Já a narrativa é a personagem de Lily Gladstone, nativa do povo Osage: atrelada na bifurcação entre a intervenção ineludível do nascente capitalismo e a força intrínseca que evoca as tradições dos indígenas. Quando Scorsese necessita ultrapassar o esquema das elaborações que movimentam o suspense (promovidas por de Niro) para assimilar as complexidades de Gladstone e Leonardo DiCaprio (as peças-chave), a amplitude épica de ASSASSINOS DA LUA DAS FLORES revela uma certa limitação perante o alcance íntimo. Uma vez que o próprio filme está sempre um passo além dos personagens, o salto para a ambiguidade humana é circunscrito. Mesmo que o realizador zele para que o retrato de DiCaprio, vilão por procuração, não se torne refém de um maniqueísmo tolo.
O elemento basilar da trama é a existência da personagem vivida por Gladstone como um indivíduo.

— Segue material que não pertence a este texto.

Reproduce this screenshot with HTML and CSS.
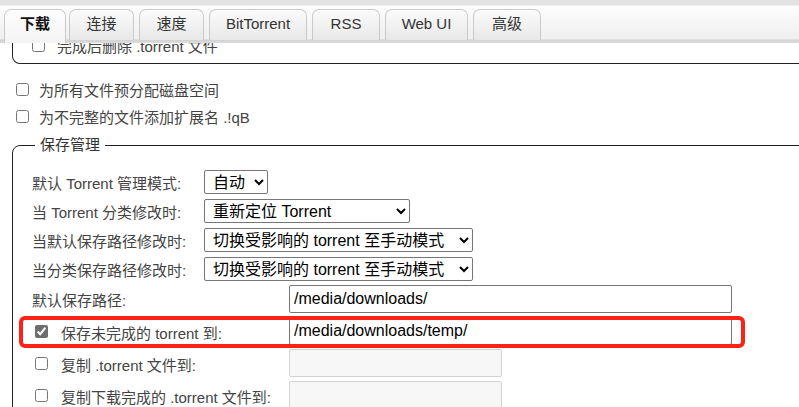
FILE: index.html
```html
<!DOCTYPE html>
<html lang="zh-CN">
<head>
  <meta charset="UTF-8" />
  <meta name="viewport" content="width=device-width, initial-scale=1.0"/>
  <title>选项 - 下载</title>
  <link rel="stylesheet" href="styles.css">
</head>
<body>

  <div class="tabs">
    <div class="tab active" style="width: 62px">下载</div>
    <div class="tab" style="width: 65px">连接</div>
    <div class="tab" style="width: 65px">速度</div>
    <div class="tab" style="width: 98px">BitTorrent</div>
    <div class="tab" style="width: 68px">RSS</div>
    <div class="tab" style="width: 83px">Web UI</div>
    <div class="tab" style="width: 68px">高级</div>
  </div>

  <div class="content">
    <fieldset class="box clipped">
      <div class="check-row">
        <input type="checkbox" id="deleteTorrent">
        <label for="deleteTorrent">完成后删除 .torrent 文件</label>
      </div>
    </fieldset>

    <div class="check-line">
      <input type="checkbox" id="preallocate">
      <label for="preallocate">为所有文件预分配磁盘空间</label>
    </div>
    <div class="check-line">
      <input type="checkbox" id="appendExt">
      <label for="appendExt">为不完整的文件添加扩展名 .!qB</label>
    </div>

    <fieldset class="box">
      <legend>保存管理</legend>

      <div class="mode-grid">
        <label for="autoMode">默认 Torrent 管理模式:</label>
        <select id="autoMode" class="sel-short">
          <option>自动</option>
          <option>手动</option>
        </select>

        <label for="categoryChanged">当 Torrent 分类修改时:</label>
        <select id="categoryChanged" class="sel-mid">
          <option>重新定位 Torrent</option>
        </select>

        <label for="defaultPathChanged">当默认保存路径修改时:</label>
        <select id="defaultPathChanged" class="sel-long">
          <option>切换受影响的 torrent 至手动模式</option>
        </select>

        <label for="categoryPathChanged">当分类保存路径修改时:</label>
        <select id="categoryPathChanged" class="sel-long">
          <option>切换受影响的 torrent 至手动模式</option>
        </select>
      </div>

      <div class="path-grid">
        <div class="path-row">
          <label for="savePath" class="plain">默认保存路径:</label>
          <input type="text" id="savePath" class="path" value="/media/downloads/">
        </div>

        <div class="path-row marked">
          <div class="check-cell">
            <input type="checkbox" id="tempEnabled" checked>
            <label for="tempEnabled">保存未完成的 torrent 到:</label>
          </div>
          <input type="text" id="tempPath" class="path" value="/media/downloads/temp/">
        </div>

        <div class="path-row">
          <div class="check-cell">
            <input type="checkbox" id="exportDir">
            <label for="exportDir">复制 .torrent 文件到:</label>
          </div>
          <input type="text" id="exportPath" class="path short" disabled>
        </div>

        <div class="path-row">
          <div class="check-cell">
            <input type="checkbox" id="exportDirFin">
            <label for="exportDirFin">复制下载完成的 .torrent 文件到:</label>
          </div>
          <input type="text" id="exportFinPath" class="path short" disabled>
        </div>
      </div>
    </fieldset>
  </div>

</body>
</html>
```

FILE: styles.css
```css
html, body {
  margin: 0;
  overflow: hidden;
}

body {
  width: 880px;
  font-family: "Liberation Sans", "Noto Sans CJK SC", sans-serif;
  font-size: 15px;
  color: #444;
  background-color: #fff;
}

/* tab strip */
.tabs {
  height: 43px;
  box-sizing: border-box;
  display: flex;
  align-items: flex-end;
  gap: 5px;
  padding-left: 4px;
  background: linear-gradient(#e3e3e3 0, #e3e3e3 5px, #fdfdfd 6px, #efefef 39px, #d2d2d2 40px, #dcdcdc 43px);
}

.tab {
  height: 31px;
  margin-bottom: 3px;
  box-sizing: border-box;
  border: 1px solid #c9c9c9;
  border-bottom: none;
  border-radius: 7px 7px 0 0;
  background: linear-gradient(#fbfbfb, #e8e8e8);
  box-shadow: inset 0 1px 0 #fff;
  text-align: center;
  line-height: 28px;
  color: #333;
  font-size: 15px;
}

.tab.active {
  height: 34px;
  margin-bottom: 0;
  margin-right: -2px;
  background: linear-gradient(#fdfdfd, #f4f4f4);
  color: #111;
  font-weight: bold;
}

.content {
  overflow: hidden;
}

/* fieldsets */
.box {
  margin: 0 0 0 12px;
  padding: 15px 20px 10px 19px;
  border: 1px solid #222;
  border-radius: 8px;
  min-width: 0;
}

.box.clipped {
  margin-top: -11px;
  padding-top: 0;
  padding-bottom: 5px;
  border-top: none;
  border-radius: 0 0 8px 8px;
}

legend {
  margin-left: 3px;
  padding: 0 5px;
  line-height: 20px;
  font-size: 15px;
  color: #333;
}

input[type="checkbox"] {
  width: 13px;
  height: 13px;
  margin: 0;
  accent-color: #6e6e6e;
}

.check-row {
  height: 26px;
  display: flex;
  align-items: center;
  gap: 12px;
}

.check-line {
  height: 27px;
  display: flex;
  align-items: center;
  gap: 10px;
  padding-left: 16px;
}

.check-line:first-of-type {
  margin-top: 12px;
}

.check-line + .box {
  margin-top: 5px;
}

/* select rows */
.mode-grid {
  display: grid;
  grid-template-columns: 172px auto;
  row-gap: 5px;
  align-items: center;
  justify-items: start;
}

select {
  height: 24px;
  padding: 0 2px 0 4px;
  font-family: "Liberation Sans", "Noto Sans CJK SC", sans-serif;
  font-size: 16px;
  color: #000;
  background-color: #fff;
  border: 1px solid #767676;
  border-radius: 2px;
}

.sel-short { width: 64px; }
.sel-mid { width: 206px; }
.sel-long { width: 269px; }

/* path rows */
.path-grid {
  margin-top: 4px;
  display: flex;
  flex-direction: column;
  gap: 4px;
}

.path-row {
  display: grid;
  grid-template-columns: 257px auto;
  align-items: center;
  justify-items: start;
}

.check-cell {
  display: flex;
  align-items: center;
  gap: 13px;
  padding-left: 3px;
}

.check-cell label {
  margin-top: 3px;
}

.path {
  width: 443px;
  height: 28px;
  box-sizing: border-box;
  padding: 0 4px;
  font-family: "Liberation Sans", sans-serif;
  font-size: 16px;
  color: #000;
  border: 1px solid #767676;
  border-radius: 2px;
}

.path.short {
  width: 213px;
  background-color: #f7f7f7;
  border-color: #d3d3d3;
}

/* red annotation frame */
.marked {
  position: relative;
}

.marked::after {
  content: "";
  position: absolute;
  left: -13px;
  top: -1px;
  width: 726px;
  height: 32px;
  box-sizing: border-box;
  border: 4px solid #fe2116;
  border-radius: 6px;
}
```
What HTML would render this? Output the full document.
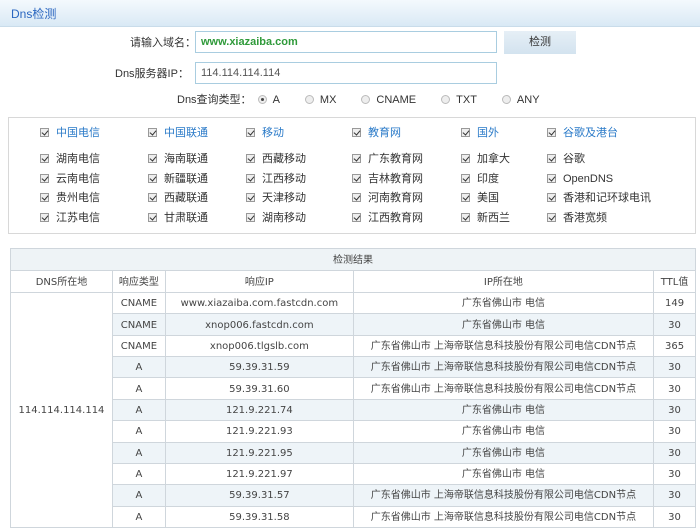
<!DOCTYPE html>
<html><head><meta charset="utf-8"><style>
*{margin:0;padding:0;box-sizing:border-box}
body{width:700px;height:532px;background:#fff;font-family:"Liberation Sans","Noto Sans CJK SC",sans-serif;font-size:11px;color:#333;position:relative;overflow:hidden}
.hd{position:absolute;left:0;top:0;width:700px;height:27px;background:linear-gradient(#f4f9fd,#d9e9f5);border-bottom:1px solid #c9dcea}
.hd span{position:absolute;left:11px;top:6px;color:#2a66c0;font-size:12px;line-height:16px}
.lbl{position:absolute;font-size:11px;color:#333;line-height:14px}
.inp{position:absolute;border:1px solid #a9cde0;background:#fff;height:22px;padding:0 5px;line-height:20px;font-size:11px}
.btn{position:absolute;left:504px;top:31px;width:72px;height:23px;background:linear-gradient(#e6eff6,#d3e3ef);text-align:center;line-height:23px;font-size:11px}
.rad{display:inline-block;width:9px;height:9px;border:1px solid #bbb;border-radius:50%;background:#eee;vertical-align:-1px;margin-right:6px;position:relative}
.rad.on:after{content:"";position:absolute;left:2px;top:2px;width:3px;height:3px;border-radius:50%;background:#444}
.box{position:absolute;left:8px;top:117px;width:688px;height:117px;border:1px solid #d8d8d8}
.cb{position:absolute;font-size:11px;white-space:nowrap;line-height:14px;height:14px}
.cb i{display:inline-block;width:9px;height:9px;border:1px solid #999;background:#eee;margin-right:7px;vertical-align:-1px;position:relative}
.cb i:after{content:"";position:absolute;left:2px;top:0;width:3px;height:5px;border:solid #333;border-width:0 1.5px 1.5px 0;transform:rotate(40deg)}
.cb.b{color:#2a7ac8}
table{position:absolute;left:10px;top:248px;width:686px;border-collapse:collapse;font-family:"DejaVu Sans","Noto Sans CJK SC",sans-serif;font-size:10px;color:#444}
td{border:1px solid #cfd6dc;text-align:center;height:21.36px;padding:0;line-height:20px;vertical-align:middle}
td span{display:inline-block;line-height:20px;height:20px;vertical-align:top;padding-top:1px}
tr.t td{background:#eef3f6;height:22px}
tr.h td{height:22px}
tr.z td.s{background:#eef4f8}
</style></head><body>
<div class="hd"><span>Dns检测</span></div>
<div class="lbl" style="left:130px;top:36px">请输入域名：</div>
<div class="inp" style="left:195px;top:31px;width:302px;color:#2f9a3a;font-weight:bold">www.xiazaiba.com</div>
<div class="btn">检测</div>
<div class="lbl" style="left:115px;top:67px">Dns服务器IP：</div>
<div class="inp" style="left:195px;top:62px;width:302px;color:#555">114.114.114.114</div>
<div class="lbl" style="left:177px;top:93px">Dns查询类型：<span style="margin-left:6px"><span class="rad on"></span>A</span><span style="margin-left:25px"><span class="rad"></span>MX</span><span style="margin-left:25px"><span class="rad"></span>CNAME</span><span style="margin-left:25px"><span class="rad"></span>TXT</span><span style="margin-left:25px"><span class="rad"></span>ANY</span></div>
<div class="box"></div>
<div class="cb b" style="left:40px;top:126px"><i></i>中国电信</div>
<div class="cb b" style="left:148px;top:126px"><i></i>中国联通</div>
<div class="cb b" style="left:246px;top:126px"><i></i>移动</div>
<div class="cb b" style="left:352px;top:126px"><i></i>教育网</div>
<div class="cb b" style="left:461px;top:126px"><i></i>国外</div>
<div class="cb b" style="left:547px;top:126px"><i></i>谷歌及港台</div>

<div class="cb" style="left:40px;top:152px"><i></i>湖南电信</div>
<div class="cb" style="left:148px;top:152px"><i></i>海南联通</div>
<div class="cb" style="left:246px;top:152px"><i></i>西藏移动</div>
<div class="cb" style="left:352px;top:152px"><i></i>广东教育网</div>
<div class="cb" style="left:461px;top:152px"><i></i>加拿大</div>
<div class="cb" style="left:547px;top:152px"><i></i>谷歌</div>

<div class="cb" style="left:40px;top:172px"><i></i>云南电信</div>
<div class="cb" style="left:148px;top:172px"><i></i>新疆联通</div>
<div class="cb" style="left:246px;top:172px"><i></i>江西移动</div>
<div class="cb" style="left:352px;top:172px"><i></i>吉林教育网</div>
<div class="cb" style="left:461px;top:172px"><i></i>印度</div>
<div class="cb" style="left:547px;top:172px"><i></i>OpenDNS</div>

<div class="cb" style="left:40px;top:191px"><i></i>贵州电信</div>
<div class="cb" style="left:148px;top:191px"><i></i>西藏联通</div>
<div class="cb" style="left:246px;top:191px"><i></i>天津移动</div>
<div class="cb" style="left:352px;top:191px"><i></i>河南教育网</div>
<div class="cb" style="left:461px;top:191px"><i></i>美国</div>
<div class="cb" style="left:547px;top:191px"><i></i>香港和记环球电讯</div>

<div class="cb" style="left:40px;top:211px"><i></i>江苏电信</div>
<div class="cb" style="left:148px;top:211px"><i></i>甘肃联通</div>
<div class="cb" style="left:246px;top:211px"><i></i>湖南移动</div>
<div class="cb" style="left:352px;top:211px"><i></i>江西教育网</div>
<div class="cb" style="left:461px;top:211px"><i></i>新西兰</div>
<div class="cb" style="left:547px;top:211px"><i></i>香港宽频</div>

<table>
<colgroup><col style="width:102px"><col style="width:53px"><col style="width:188px"><col style="width:301px"><col style="width:42px"></colgroup>
<tr class="t"><td colspan="5"><span>检测结果</span></td></tr>
<tr class="h"><td><span>DNS所在地</span></td><td><span>响应类型</span></td><td><span>响应IP</span></td><td><span>IP所在地</span></td><td><span>TTL值</span></td></tr>
<tr><td rowspan="11"><span>114.114.114.114</span></td><td class="s"><span>CNAME</span></td><td class="s"><span>www.xiazaiba.com.fastcdn.com</span></td><td class="s"><span>广东省佛山市 电信</span></td><td class="s"><span>149</span></td></tr>
<tr class="z"><td class="s"><span>CNAME</span></td><td class="s"><span>xnop006.fastcdn.com</span></td><td class="s"><span>广东省佛山市 电信</span></td><td class="s"><span>30</span></td></tr>
<tr><td class="s"><span>CNAME</span></td><td class="s"><span>xnop006.tlgslb.com</span></td><td class="s"><span>广东省佛山市 上海帝联信息科技股份有限公司电信CDN节点</span></td><td class="s"><span>365</span></td></tr>
<tr class="z"><td class="s"><span>A</span></td><td class="s"><span>59.39.31.59</span></td><td class="s"><span>广东省佛山市 上海帝联信息科技股份有限公司电信CDN节点</span></td><td class="s"><span>30</span></td></tr>
<tr><td class="s"><span>A</span></td><td class="s"><span>59.39.31.60</span></td><td class="s"><span>广东省佛山市 上海帝联信息科技股份有限公司电信CDN节点</span></td><td class="s"><span>30</span></td></tr>
<tr class="z"><td class="s"><span>A</span></td><td class="s"><span>121.9.221.74</span></td><td class="s"><span>广东省佛山市 电信</span></td><td class="s"><span>30</span></td></tr>
<tr><td class="s"><span>A</span></td><td class="s"><span>121.9.221.93</span></td><td class="s"><span>广东省佛山市 电信</span></td><td class="s"><span>30</span></td></tr>
<tr class="z"><td class="s"><span>A</span></td><td class="s"><span>121.9.221.95</span></td><td class="s"><span>广东省佛山市 电信</span></td><td class="s"><span>30</span></td></tr>
<tr><td class="s"><span>A</span></td><td class="s"><span>121.9.221.97</span></td><td class="s"><span>广东省佛山市 电信</span></td><td class="s"><span>30</span></td></tr>
<tr class="z"><td class="s"><span>A</span></td><td class="s"><span>59.39.31.57</span></td><td class="s"><span>广东省佛山市 上海帝联信息科技股份有限公司电信CDN节点</span></td><td class="s"><span>30</span></td></tr>
<tr><td class="s"><span>A</span></td><td class="s"><span>59.39.31.58</span></td><td class="s"><span>广东省佛山市 上海帝联信息科技股份有限公司电信CDN节点</span></td><td class="s"><span>30</span></td></tr>
</table>
</body></html>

Em tese, tal importância justificaria o epílogo que distancia o espectador do enredo para esclarecer o discurso do autor, apêndice que só evidencia os intuitos extrafílmicos de ASSASSINOS DA LUA DAS FLORES. É um recurso auto-indulgente, a fim não só de assegurar interpretações “devidas” acerca deste colosso cinematográfico que já nasceu cercado de expectativas, mas também recontextualizar Martin Scorsese na mídia - aludir a podcasts por meio de uma radionovela de true crimes é mais uma maneira de promover o seu contínuo debate com o consumo cultural contemporâneo.
Até porque esse apêndice só sublinha uma proposta já manifesta no decorrer da projeção. Em oposição à simplificação didática contida no livro sobre os Osages (que DiCaprio estuda), ao suposto índice do real capturado nas fotografias do início do século passado e ao olhar arquetípico nas simulações do cinema primitivo, a visão anamórfica de ASSASSINOS DA LUA DAS FLORES vem ampliar os espectros e revelar os verdadeiros protagonismos. Um filme que não se satisfaz com a mera reconstrução dos fatos, mas propõe especulações acerca do próprio modo de funcionamento da História.
Links para críticas sobre os demais indicados a Melhor Filme:
American Fiction/ Ficção Americana
Poor Things/ Pobres Criaturas + The Zone of Interest/ Zona de Interesse
Anatomie d’une chute/ Anatomia de uma Queda + Past Lives/ Vidas Passadas
The Holdovers/ Os Rejeitados + Maestro
Apostas para a cerimônia:
Oppenheimer: Best Picture, Director, Actor, Supporting Actor, Cinematography, Editing, Score, Sound (8)
Poor Things: Best Costume Design, Production Design (2)
The Holdovers: Best Supporting Actress (1)
Killers of the Flower Moon: Best Actress (1)
American Fiction: Best Adapted Screenplay (1)
Anatomie d’une chute: Best Original Screenplay (1)
Maestro: Best Makeup and Hairstyling (1)
Barbie: Best Song, “What I Was Made For?” (1)
Godzilla Minus One: Best Visual Effects (1)
Spider-Man: Across The Spider-Verse: Best Animated Feature (1)
20 Days in Mariupol: Best Documentary Feature (1)
The Zone of Interest: Best International Film (1)
WAR IS OVER!: Best Animated Short (1)
Nǎi Nai and Wài Pó: Best Documentary Short (1)
The Wonderful Story of Henry Sugar: Best Live Action Short (1)
E os meus favoritos na temporada 2024?
Em meio aos indicados: ‘Vidas Passadas’ [foto acima]; a ascensão de Lily Gladstone no mainstream; a dobradinha Sandra Hüller em ‘Anatomie’ e ‘Interest’; os diálogos e as personagens de ‘American Fiction’; as indecibilidades no texto de ‘Anatomie d’une chute’; a representação do luto de Da’Vine Joy Randolph; os eletrizantes efeitos especiais na sequência final do último ‘Mission: Impossible’; a presença do vermelho nos gráficos de ‘Nimona’; a montagem da Schoonmaker para ‘Killers of The Flower Moon’ (menos o epílogo); a trilha de Ludwig Göransson, apesar do uso nem sempre consciencioso de Christopher Nolan em ‘Oppenheimer’; a canção de Billie Eilish, desde que fora de ‘Barbie’ e ‘I’m Just Ken’ apenas dentro do mesmo; a mixagem de som em ‘The Zone of Interest’; a tour-de-force criativa de Bradley Cooper como ator em ‘Maestro’.
Já entre os esnobados pela Academia: tudo que há em ‘May December’, o grande filme americano do ano [foto abaixo]; David Fincher, a fotografia, a edição de som e o roteiro de ‘The Killer’; Michael Mann, Penelope Cruz, a edição e o roteiro de ‘Ferrari’; a fotografia de ‘John Wick 4’; Zac Efron e a edição de ‘The Iron Claw’; Matt Damon e Tom Conti em ‘Oppenheimer’; o ‘Fallen Leaves’ do Kaurismäki; Franz Rogowski em ‘Passages’; o roteiro de ‘Afire’; Rosamund Pike, a única qualidade de ‘Saltburn’; o olhar concentrado de Bradley Cooper como diretor em relação às performances do seu elenco.